Krier Kohl Architects brings order and meaning to cities torn apart by World War II and its lingering aftermath.
By Kim A. O’Connell
After the bombs of World War II had done their devastating duty, the German city of Potsdam was in ruins, with many of its glorious Prussian-era buildings severely damaged. Cut off by the infamous Berlin Wall, Potsdam suffered further in the post-war era when the remains of its historic city center were largely demolished rather than rebuilt. With the passage of time, however, the city has embraced its history and endeavored to restore its grandest old buildings, including the 18th-century Potsdam Castle Sanssouci. This work extends to a growing appreciation of traditional urban planning, as illustrated by the new village of Kirchsteigfeld.

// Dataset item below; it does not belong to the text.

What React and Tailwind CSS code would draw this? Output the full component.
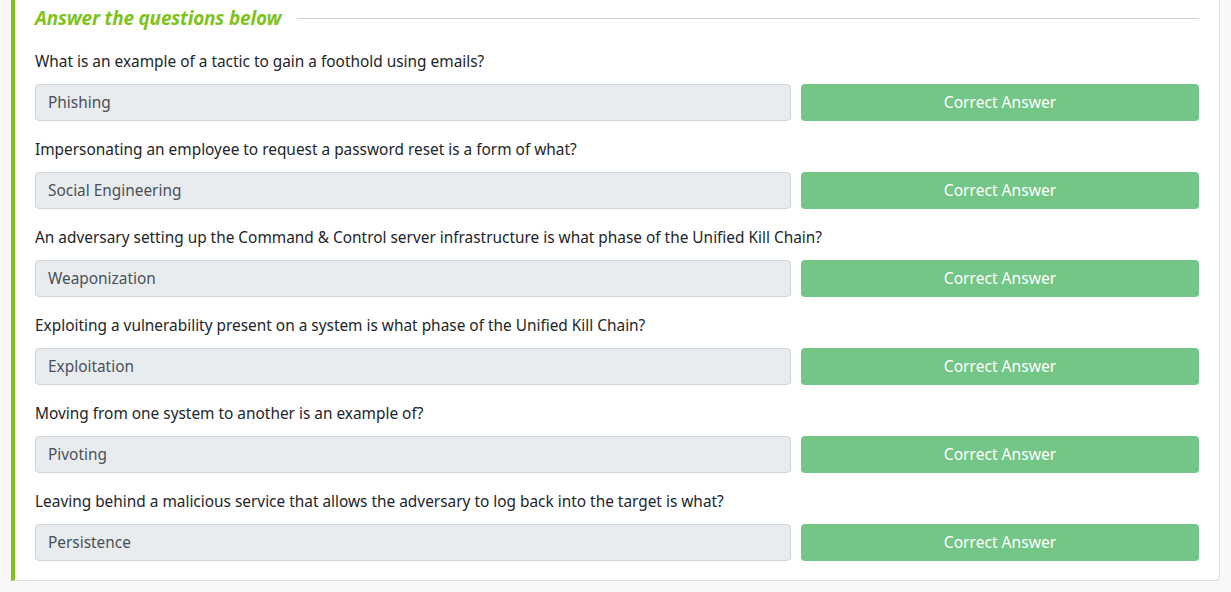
import React from 'react';

const questions = [
  ['What is an example of a tactic to gain a foothold using emails?', 'Phishing'],
  ['Impersonating an employee to request a password reset is a form of what?', 'Social Engineering'],
  ['An adversary setting up the Command & Control server infrastructure is what phase of the Unified Kill Chain?', 'Weaponization'],
  ['Exploiting a vulnerability present on a system is what phase of the Unified Kill Chain?', 'Exploitation'],
  ['Moving from one system to another is an example of?', 'Pivoting'],
  ['Leaving behind a malicious service that allows the adversary to log back into the target is what?', 'Persistence'],
];

const App = () => {
  return (
    <div className="min-h-[592px] bg-[#f8f8f8] pl-[11px] pr-[11px] pb-[10px]" style={{ fontFamily: '"Noto Sans", sans-serif' }}>
      <div className="bg-white border-l-4 border-l-[#7ec31c] border-r border-b border-[#dedede] rounded-br-[4px] pl-[20px] pr-[20px] pb-[15px]">
        <div className="flex items-center gap-4 h-[37px]">
          <h4 className="text-[19px] font-bold italic text-[#7ec31c] whitespace-nowrap tracking-[-0.2px]">Answer the questions below</h4>
          <div className="flex-1 h-px bg-[#d0d0d0]" />
        </div>
        <div className="flex flex-col">
          {questions.map(([q, a]) => (
            <div key={a} className="h-[88px] flex flex-col">
              <p className="text-[15.4px] text-[#212529] h-[47px] pt-[2px] flex items-center">{q}</p>
              <div className="flex gap-[10px]">
                <div className="flex-1 h-[37px] bg-[#e9ecef] border border-[#ced4da] rounded-[4px] px-3 flex items-center text-[15.4px] text-[#495057]">
                  {a}
                </div>
                <button className="w-[398px] h-[37px] bg-[#74c686] rounded-[4px] text-white text-[15.6px]">
                  Correct Answer
                </button>
              </div>
            </div>
          ))}
        </div>
      </div>
    </div>
  );
};

export default App;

Since its completion in 1996, the village has transformed a once-derelict field southeast of Potsdam. It remains one of the largest housing construction projects undertaken in the former East Germany since the country’s reunification. With three main sections grouped around a central market square, complete with a church, schools, shops and offices, Kirchsteigfeld represents the full realization of the New Urbanist ideal – a mix of uses, a thriving community and a distinct sense of place. Its vibrancy and variety are the handiwork of some 25 different architects, but the cohesiveness and logic of its master plan are due to one firm – Krier Kohl Architects.
Led by Rob Krier and Christoph Kohl, this Berlin-based office has designed a wide range of buildings and developed dozens of major urban-planning projects over the past 15 years. Both principals are committed to work that repairs the fabric of urban life, which they believe has been seriously undermined in the decades since World War II. „Modern cities are mainly constructed in freestanding buildings,“ says Krier. „The traditional type of urban villages disappeared in modern spaces after the last world war. You could see this dramatic loss of urban space in both new areas and the historical centers. Throughout my career, I have tried to rediscover the quality of traditional cities.“ […]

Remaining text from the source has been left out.